>>>>>

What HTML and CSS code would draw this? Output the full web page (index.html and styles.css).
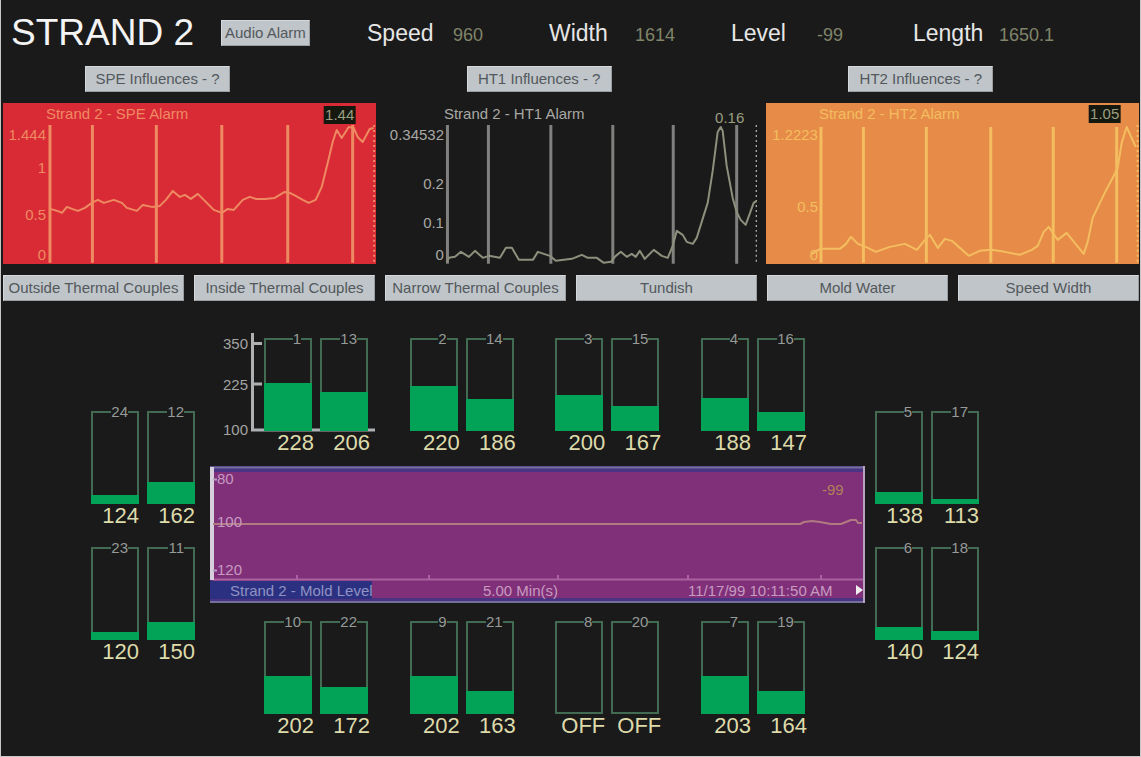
FILE: index.html
```html
<!DOCTYPE html>
<html lang="en">
<head>
<meta charset="utf-8">
<title>Strand 2</title>
<link rel="stylesheet" href="styles.css">
</head>
<body>
<header class="top">
  <div class="brand">
    <h1>STRAND 2</h1>
    <button class="btn" type="button">Audio Alarm</button>
  </div>
  <dl class="stat"><dt>Speed</dt><dd>960</dd></dl>
  <dl class="stat"><dt>Width</dt><dd>1614</dd></dl>
  <dl class="stat"><dt>Level</dt><dd>-99</dd></dl>
  <dl class="stat"><dt>Length</dt><dd>1650.1</dd></dl>
</header>

<main>
<section class="alarms">
  <article class="alarm">
    <button class="btn influence" type="button">SPE Influences - ?</button>
    <svg class="trend spe" viewBox="3 103 373 161" role="img" aria-label="Strand 2 - SPE Alarm">
      <path class="grid-line" d="M50 125V263M92.500 125V263M156.500 125V263M222 125V263M288 125V263M353 125V263"/>
      <path class="edge" d="M374.500 125V263"/>
      <polyline class="curve" points="50,209 54,210 60,212 62,213 67,207 72,209 78,211 85,208 92,203 98,200 104,203 114,200 122,203 127,208 137,211 143,205 152,207 160,206 166,200 173,191 180,197 185,195 191,199 198,194 207,203 214,210 222,213 228,209 234,210 243,200 250,197 256,199 265,199 275,198 285,192 290,193 296,196 303,200 309,203 316,200 322,187 328,163 333,142 337,130 342,138 349,127 354,128 358,137 363,142 370,129 374,128"/>
      <text x="46" y="119">Strand 2 - SPE Alarm</text>
      <g text-anchor="end"><text x="46" y="140">1.444</text><text x="46" y="173">1</text><text x="46" y="220">0.5</text><text x="46" y="260">0</text></g>
      <rect class="badge" x="324" y="106" width="32" height="18"/>
      <text class="now" x="340" y="120" text-anchor="middle">1.44</text>
    </svg>
  </article>
  <article class="alarm">
    <button class="btn influence" type="button">HT1 Influences - ?</button>
    <svg class="trend ht1" viewBox="385 103 373 161" role="img" aria-label="Strand 2 - HT1 Alarm">
      <path class="grid-line" d="M447.500 125V264M488.500 125V264M551 125V264M613 125V264M673.500 125V264M737 125V264"/>
      <path class="edge" d="M757 125V264"/>
      <polyline class="curve" points="447,262 449,258 455,257 461,252 469,257 475,251 483,258 489,256 500,258 506,248 512,248 519,260 533,260 538,252 550,256 556,261 572,259 582,255 588,258 597,258 604,263 611,262 616,256 621,252 627,257 632,254 636,257 640,251 645,259 654,250 662,256 668,258 673,246 677,231 683,235 687,242 693,244 697,238 702,222 708,203 713,171 718,132 721,127 723,131 727,166 733,198 737,212 741,220 746,225 750,214 754,203 757,201"/>
      <text x="444" y="119">Strand 2 - HT1 Alarm</text>
      <g text-anchor="end"><text x="444" y="140">0.34532</text><text x="444" y="189">0.2</text><text x="444" y="228">0.1</text><text x="444" y="260">0</text></g>
      <text class="now" x="730" y="123" text-anchor="middle">0.16</text>
    </svg>
  </article>
  <article class="alarm">
    <button class="btn influence" type="button">HT2 Influences - ?</button>
    <svg class="trend ht2" viewBox="766 103 373 161" role="img" aria-label="Strand 2 - HT2 Alarm">
      <path class="grid-line" d="M821 127V263M863.500 127V263M926.500 127V263M991 127V263M1053.500 127V263M1117 127V263"/>
      <path class="edge" d="M1138 125V263"/>
      <polyline class="curve" points="812,254 820,249 840,249 846,244 851,237 858,244 868,248 876,252 890,247 905,244 917,250 926,239 930,235 938,248 945,239 952,241 969,256 980,251 992,250 1005,252 1020,255 1032,250 1038,246 1044,232 1049,227 1058,240 1067,233 1075,243 1084,254 1088,242 1093,218 1106,191 1114,176 1118,168 1122,143 1127,127 1132,138 1136,147"/>
      <text x="819" y="119">Strand 2 - HT2 Alarm</text>
      <g text-anchor="end"><text x="818" y="140">1.2223</text><text x="818" y="212">0.5</text><text x="818" y="260">0</text></g>
      <rect class="badge" x="1089" y="105" width="32" height="18"/>
      <text class="now" x="1105" y="119" text-anchor="middle">1.05</text>
    </svg>
  </article>
</section>

<nav class="tabs">
  <button class="btn" type="button">Outside Thermal Couples</button>
  <button class="btn" type="button">Inside Thermal Couples</button>
  <button class="btn" type="button">Narrow Thermal Couples</button>
  <button class="btn" type="button">Tundish</button>
  <button class="btn" type="button">Mold Water</button>
  <button class="btn" type="button">Speed Width</button>
</nav>

<section class="mold">
  <div class="side">
    <div class="pair">
      <div class="gauge"><div class="tube"><b>24</b><i style="height:10%"></i></div><span>124</span></div>
      <div class="gauge"><div class="tube"><b>12</b><i style="height:24%"></i></div><span>162</span></div>
    </div>
    <div class="pair">
      <div class="gauge"><div class="tube"><b>23</b><i style="height:8%"></i></div><span>120</span></div>
      <div class="gauge"><div class="tube"><b>11</b><i style="height:19%"></i></div><span>150</span></div>
    </div>
  </div>

  <div class="center">
    <div class="row">
      <div class="pair">
        <svg class="axis" viewBox="220 331 156 106" aria-label="Scale 100 to 350">
          <path d="M252.500 333V431M251 430H375M252 343.500H262M252 384H262"/>
          <g text-anchor="end"><text x="248" y="349">350</text><text x="248" y="390">225</text><text x="248" y="435">100</text></g>
        </svg>
        <div class="gauge"><div class="tube"><b>1</b><i style="height:51%"></i></div><span>228</span></div>
        <div class="gauge"><div class="tube"><b>13</b><i style="height:42%"></i></div><span>206</span></div>
      </div>
      <div class="pair">
        <div class="gauge"><div class="tube"><b>2</b><i style="height:48%"></i></div><span>220</span></div>
        <div class="gauge"><div class="tube"><b>14</b><i style="height:34%"></i></div><span>186</span></div>
      </div>
      <div class="pair">
        <div class="gauge"><div class="tube"><b>3</b><i style="height:39%"></i></div><span>200</span></div>
        <div class="gauge"><div class="tube"><b>15</b><i style="height:27%"></i></div><span>167</span></div>
      </div>
      <div class="pair">
        <div class="gauge"><div class="tube"><b>4</b><i style="height:35%"></i></div><span>188</span></div>
        <div class="gauge"><div class="tube"><b>16</b><i style="height:20%"></i></div><span>147</span></div>
      </div>
    </div>

    <svg class="level" viewBox="210 466 655 137" role="img" aria-label="Strand 2 - Mold Level">
      <rect class="band" x="210" y="466" width="655" height="137"/>
      <rect class="body" x="213" y="472" width="650" height="126"/>
      <rect class="tag" x="210" y="581" width="162" height="18"/>
      <path class="rim" d="M210 467.500H865M210 602H865"/>
      <path class="base" d="M213 579.500H864M297 575V579M429 575V579M558 575V579M688 575V579M821 575V579"/>
      <path class="wall" d="M212 467V580"/>
      <path class="wall thin" d="M864 466V603M213 479.500H217M213 570.500H217"/>
      <polyline class="curve" points="213,524 800,524 804,522 812,521 820,522 831,524 841,524 851,520 856,520 858,523 862,523"/>
      <text x="217" y="484">80</text><text x="217" y="527">100</text><text x="217" y="575">120</text>
      <text class="reading" x="822" y="495">-99</text>
      <text x="230" y="596" class="name">Strand 2 - Mold Level</text>
      <text x="483" y="596">5.00 Min(s)</text>
      <text x="688" y="596">11/17/99 10:11:50 AM</text>
      <path class="arrow" d="M856 585L863 590L856 595Z"/>
    </svg>

    <div class="row">
      <div class="pair">
        <div class="gauge"><div class="tube"><b>10</b><i style="height:41%"></i></div><span>202</span></div>
        <div class="gauge"><div class="tube"><b>22</b><i style="height:29%"></i></div><span>172</span></div>
      </div>
      <div class="pair">
        <div class="gauge"><div class="tube"><b>9</b><i style="height:41%"></i></div><span>202</span></div>
        <div class="gauge"><div class="tube"><b>21</b><i style="height:25%"></i></div><span>163</span></div>
      </div>
      <div class="pair">
        <div class="gauge"><div class="tube"><b>8</b></div><span>OFF</span></div>
        <div class="gauge"><div class="tube"><b>20</b></div><span>OFF</span></div>
      </div>
      <div class="pair">
        <div class="gauge"><div class="tube"><b>7</b><i style="height:41%"></i></div><span>203</span></div>
        <div class="gauge"><div class="tube"><b>19</b><i style="height:25%"></i></div><span>164</span></div>
      </div>
    </div>
  </div>

  <div class="side">
    <div class="pair">
      <div class="gauge"><div class="tube"><b>5</b><i style="height:13%"></i></div><span>138</span></div>
      <div class="gauge"><div class="tube"><b>17</b><i style="height:5%"></i></div><span>113</span></div>
    </div>
    <div class="pair">
      <div class="gauge"><div class="tube"><b>6</b><i style="height:14%"></i></div><span>140</span></div>
      <div class="gauge"><div class="tube"><b>18</b><i style="height:9%"></i></div><span>124</span></div>
    </div>
  </div>
</section>
</main>
</body>
</html>
```
FILE: styles.css
```css
* { box-sizing: border-box; }

body {
  margin: 0;
  min-height: 100vh;
  border: 1px solid #c8c8c8;
  border-top: 0;
  background: #1a1a1a;
  color: #b4b4b0;
  font-family: "Liberation Sans", Arial, sans-serif;
  font-size: 15px;
}

.top {
  display: grid;
  grid-template-columns: 356fr repeat(4, 182fr);
  align-items: center;
  padding: 11px 45px 11px 10px;
}
.brand { display: flex; align-items: center; gap: 27px; }
h1 {
  margin: 0;
  color: #f4f4f4;
  font-size: 37px;
  font-weight: 400;
  line-height: 44px;
  white-space: nowrap;
}
.stat {
  display: grid;
  grid-template-columns: 86px 1fr;
  align-items: baseline;
  margin: 0;
}
.stat dt { color: #e6e6e6; font-size: 23px; }
.stat dd { margin: 0; color: #80846a; font-size: 18px; }

.btn {
  height: 26px;
  padding: 0 3px;
  border: 1px solid #d4d8da;
  border-right-color: #9a9ea0;
  border-bottom-color: #9a9ea0;
  border-radius: 0;
  background: #bfc5c9;
  color: #53585c;
  font: inherit;
  line-height: 24px;
  white-space: nowrap;
}

.alarms {
  display: grid;
  grid-template-columns: repeat(3, 1fr);
  gap: 9px;
  padding: 0 1px 0 2px;
}
.influence { display: block; width: 145px; margin: 0 0 11px 82px; }
.trend { display: block; width: 100%; height: auto; }
.trend text { fill: currentColor; }
.grid-line { fill: none; stroke: currentColor; stroke-width: 3; }
.edge { fill: none; stroke: currentColor; stroke-width: 2; stroke-dasharray: 2 3; }
.curve { fill: none; stroke: currentColor; stroke-width: 2; stroke-linejoin: round; }
.badge { fill: #14180f; }
.trend .now { fill: #9b9f80; }
.spe { background: #d92b35; color: #ee8a62; }
.ht1 { color: #a8a8a4; }
.ht1 .grid-line { stroke: #80807e; }
.ht1 .curve { stroke: #8e8f7c; }
.ht2 { background: #e68c48; color: #f4bd60; }

.tabs {
  display: grid;
  grid-template-columns: repeat(6, minmax(0, 1fr));
  gap: 10px;
  padding: 11px 1px 0 2px;
}

.mold {
  display: grid;
  grid-template-columns: 104px 1fr 104px;
  padding: 37px 161px 18px 90px;
}
.side { display: grid; align-content: start; gap: 19px; padding-top: 73px; }
.center { margin: 0 10px 0 15px; }
.row { display: flex; justify-content: space-between; padding: 0 60px 0 54px; }
.pair { position: relative; display: flex; gap: 8px; }
.gauge { width: 48px; }
.tube {
  position: relative;
  display: flex;
  align-items: flex-end;
  height: 93px;
  box-shadow: inset 0 0 0 2px #416b52;
}
.tube i { width: 100%; background: #02a357; }
.tube b {
  position: absolute;
  top: -8px;
  right: 11px;
  background: #1a1a1a;
  color: #969a98;
  font-weight: 400;
  line-height: 17px;
}
.gauge span {
  display: flex;
  justify-content: flex-end;
  margin-right: -2px;
  color: #dedbab;
  font-size: 22px;
  line-height: 24px;
}
.side .gauge span { margin-right: 0; }

.axis { position: absolute; top: -7px; left: -44px; width: 156px; height: 106px; }
.axis path { fill: none; stroke: #aeb0b2; stroke-width: 3; }
.axis text { fill: #a2a4a2; }

.level { display: block; width: 100%; height: auto; margin: 11px 0 18px; }
.level text { fill: #c79ac0; }
.level .name { fill: #8f93c4; }
.level .reading { fill: #b0805a; }
.band { fill: #4a3382; }
.body { fill: #7f3079; }
.tag { fill: #2c3080; }
.rim { stroke: #74709c; stroke-width: 2; }
.base { fill: none; stroke: #a9629f; stroke-width: 2; }
.wall { fill: none; stroke: #d8cfdc; stroke-width: 4; }
.wall.thin { stroke: #b7a3c0; stroke-width: 2; }
.level .curve { stroke: #b17a80; }
.arrow { fill: #f0eef0; }
```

<<<<<

## EXERCISE
Scan the material for lines with the word "styles", and copy each line you find.

## SOLUTION BELOW
What HTML and CSS code would draw this? Output the full web page (index.html and styles.css).
<link rel="stylesheet" href="styles.css">
FILE: styles.css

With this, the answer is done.